A Poeta contraiu matrimónio quatro vezes, mas foi o seu terceiro marido, Alfredo Machado, quem mais a mimou, talvez Natália nele visse o Pai que a deixou, o Senhor Machado encarregava-se de mundanidade à qual Natália era avessa, não passava um cheque, não estrelava um ovo, não se apoquentava com contas a pagar, vivia no seu mundo etéreo da criatividade, estendida na cama horas infindas a estudar e a escrever, servida em bandejas pelas criadas que acatavam as instruções domésticas do patrão. A par do isolamento necessitava de conviver, dar largas à exuberância no salão da sua casa e depois no Botequim, uma espécie de bar lisboeta onde se reuniam, noites adentro, amigos, músicos, poetas, escritores, intelectuais e dissidentes do regime salazarista e mais tarde marcelista.
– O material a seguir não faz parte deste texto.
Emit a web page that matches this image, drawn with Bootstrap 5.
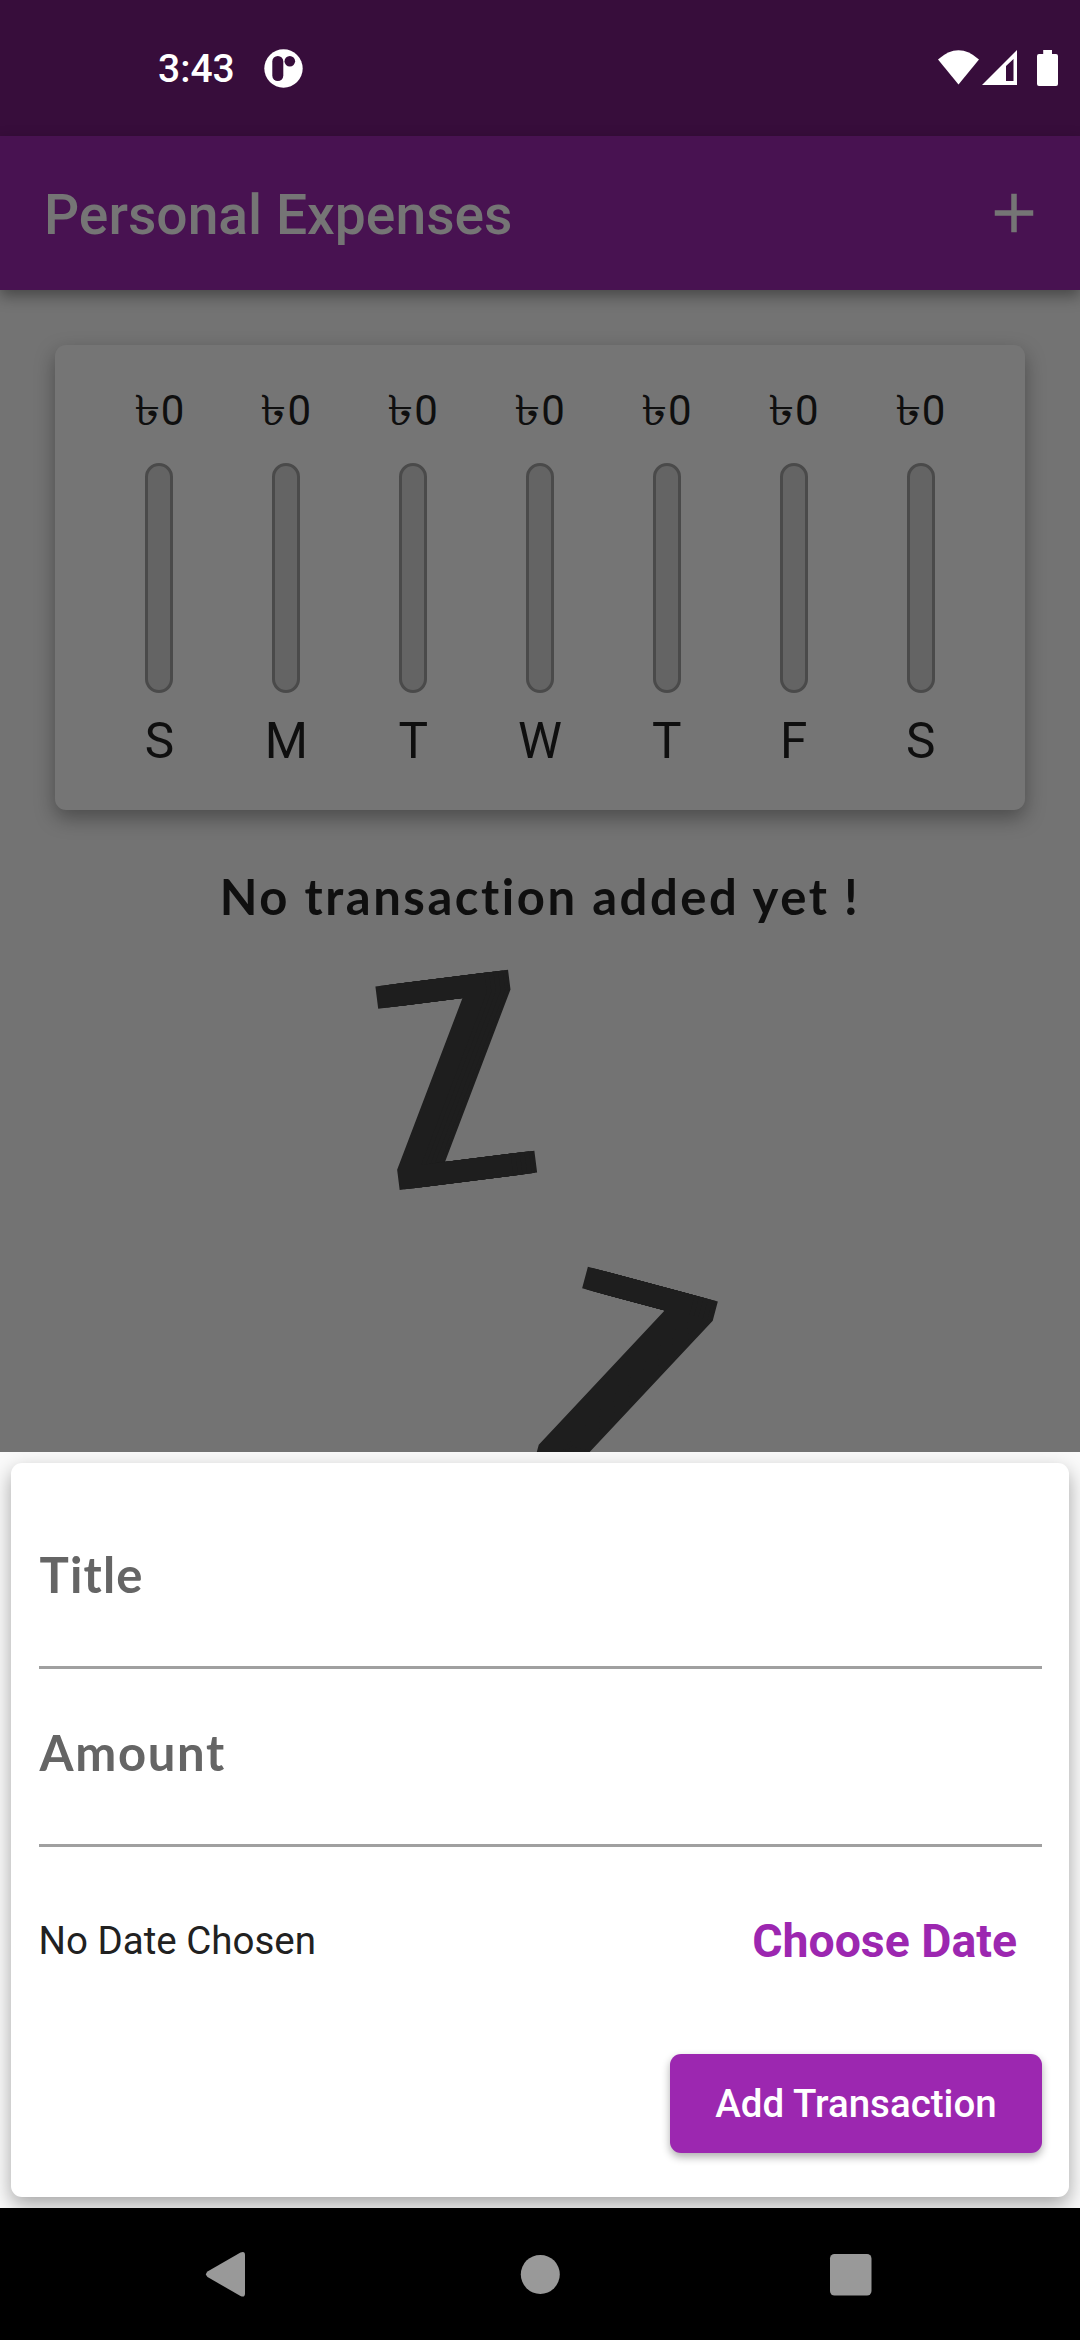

No Botequim, Natália recitava poesia, discursava, cantava, tinha uma voz lindíssima, acolhia os bem-vindos e expulsava, sem papas na língua afiada, os mal vindos. No seu palco deslumbrava, tinha entranhado o impulso da exibição, na verdade, a sua presença poderosa e magnética, aliada à autenticidade do seu ser, cativava plateias de admiradores. Era camaleónica, escrevia, cantava, pintava e posteriormente, influenciada por Francisco Sá Carneiro, entrou no mundo da política. Quando a Mãe morreu no Brasil, para onde fora na companhia da outra filha, Natália sentiu na alma e nas entranhas e estigma da orfandade e durante dois anos apartou a escrita e embrenhou-se na pintura. Nas tintas diluía a dor recalcando as palavras. Mas a escrita falou mais alto e arrancou-a da profundeza da tristeza. Também o inconformismo a ergueu das águas tumultuosas do sofrimento.
A sua manifesta oposição à ditadura salazarista e a sua luta pelos direitos humanos e das Mulheres, num país atrasado e machista, demonstravam as suas ganas de mudança, de evolução e de Liberdade. Natália era genuinamente livre, uma Mulher que se erguia e destacava num mundo de homens, numa época em que à Mulher se impunha a subalternidade, o confinamento caseiro, a parição de proles enviadas por Deus, filhos mal medrados na casinha portuguesa onde ficava bem pão e vinho sobre a mesa, o vinho que na boca do Botas ditador alimentava um milhão de portugueses ébrios de incultura num Portugal caduco. Natália não se calava, bradava as injustiças, contestava a tacanhez do sistema, intrépida, ausente de medo, a Poeta fazia da poesia uma arma. Em 1966 Natália Correia decidiu publicar a Antologia de Poesia Portuguesa Erótica e Satírica, uma compilação de textos de conceituados poetas e ilustrações de Cruzeiro Seixas conotados pela censura de imorais, ofensivos ao pudor geral, à decência e aos bons costumes. Foram a tribunal. Indignada, a Poeta vozeou, indomável, Ó subalimentados do sonho! A Poesia é para comer! O advogado de defesa, Adelino da Palma Carlos, calou-lhe a declamação no julgamento, argumentando entre os mais próximos: É doida varrida, se o tivesse declamado levava uma talhada que não se endireitava! Natália Correia foi condenada a 90 dias de prisão correcional, substituídos por igual tempo de multa a 50 escudos por dia e mais 15 dias de pagamento à mesma taxa. Na verdade, a punição não a coartou nem a calou. Até ao fim dos seus dias soltou o vozeirão de Mulher destemida que calava as suas vulnerabilidades próprias da condição humana, somente conhecidas pelos íntimos, como o pavor mórbido de dormir sozinha. Natália morreu a 16 de Março de 1993, na sua casa em Lisboa. Pressentiu a morte chegar e ergueu-se para recebê-la na dignidade dos invencíveis. Natália de Oliveira Correia morreu de pé aos 69 anos de idade. A sua obra e seu carisma eternizaram-na.